Le sculture della
collezione
Querini Stampalia

Filosofi e santi di rappresentanza

La collezione Querini è uno dei cicli più suggestivi di busti in grado di restituirci l’idea di come doveva essere all’interno di un palazzo nobile la galleria di ritratti immaginari e di pensatori antichi (alcuni scambiati fino a qualche anno fa per sgherri o bravi) di moda a Venezia tra il seicento e il settecento.

VENEZIA — Il collezionismo di sculture cosiddette moderne si sviluppa a Venezia soprattutto nel seicento e nel settecento; le collezioni non sono numerose per il preponderante interesse per la pittura; tuttavia esse rappresentano un incontro abbastanza frequente nelle case signorili del tempo.

Giustiniano Martinoni nelle sue aggiunte al saggio Venezia città nobilissima di Francesco Sansovino ne ricorda alcune come quella del procuratore Jacopo Sansovino, del procuratore Alvise Molin, del senatore Lorenzo Dolfin nel suo palazzo di Rialto.

Verso il 1650 le collezioni si moltiplicano, i materiali erano i più diversi dalla terracotta dipinta in modo da sembrare finto bronzo, all’avorio, al gesso, oltre naturalmente al marmo e bronzo per chi se lo poteva permettere; i marmi nelle teste potevano anche essere policromi come avveniva nei busti del rinascimento.

Figure che rievocavano le teste greche, divinità dell’Olimpo, personificazioni di carattere allegorico legate alle virtù vere o presunte del padrone di casa, teste di filosofi, erano tra i soggetti maggiormente presenti nelle collezioni.

Tali opere trovavano collocazione soprattutto nel portego, ingresso originale del palazzo veneziano. Tale spazio ampio e luminoso era luogo di rappresentanza e ambiente privilegiato per le feste ed i ricevimenti.

Aveva la stessa ampiezza del salone d’ingresso al pianterreno ed è leggibile, nei palazzi veneziani, dalle polifore che lo illuminano.

La collezione Querini è uno dei cicli più suggestivi di busti in grado di restituirci l’idea di come doveva essere all’interno di un palazzo la galleria di ritratti immaginari e di pensatori antichi.

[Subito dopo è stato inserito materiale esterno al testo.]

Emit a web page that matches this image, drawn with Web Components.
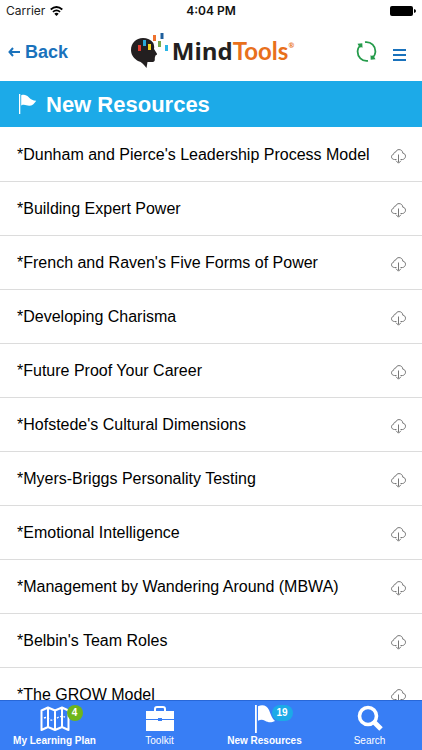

Il naturalismo e il patetismo espressivo di queste opere è forse collegabile alla poetica dei tenebrosi, a Girolamo e Polo Querini e all’Accademia dei Paragonisti aperta a Santa Maria Formosa nel 1650 sotto la protezione dei due futuri procuratori in seno alla quale venivano discusse: «…le più nobili questioni erudite», frutto anche della partecipazione dei committenti.

Due sono gli autori delle sculture poste nel portego Querini: Michele Fabris (1644 Bratislava-1684 Venezia) detto l’ongaro o ungaro come lui stesso si firmava. Partito nel 1662 per un viaggio studio giunse a Venezia si sposò con Zanetta Laghi e rimase nella città lagunare fino alla morte.

I busti da lui scolpiti per i Querini erano stati inizialmente identificati come sgherri o bravi, ma in realtà sono filosofi ad eccezione di un ragazzo con cappello e due santi: San Giovanni Battista e San Giovanni Evangelista.

È invece di Giacomo Cassetti (1682-1757) il busto ritratto del cardinale Angelo Maria Querini (1680-1755), posto nel portego perché oltre ad essere un famoso erudito fu anche bibliotecario, prefetto della biblioteca apostolica vaticana.

Un suo busto ritratto si trova anche a Brescia sulla facciata del duomo perché in questa città fondò ed eresse la biblioteca Queriniana.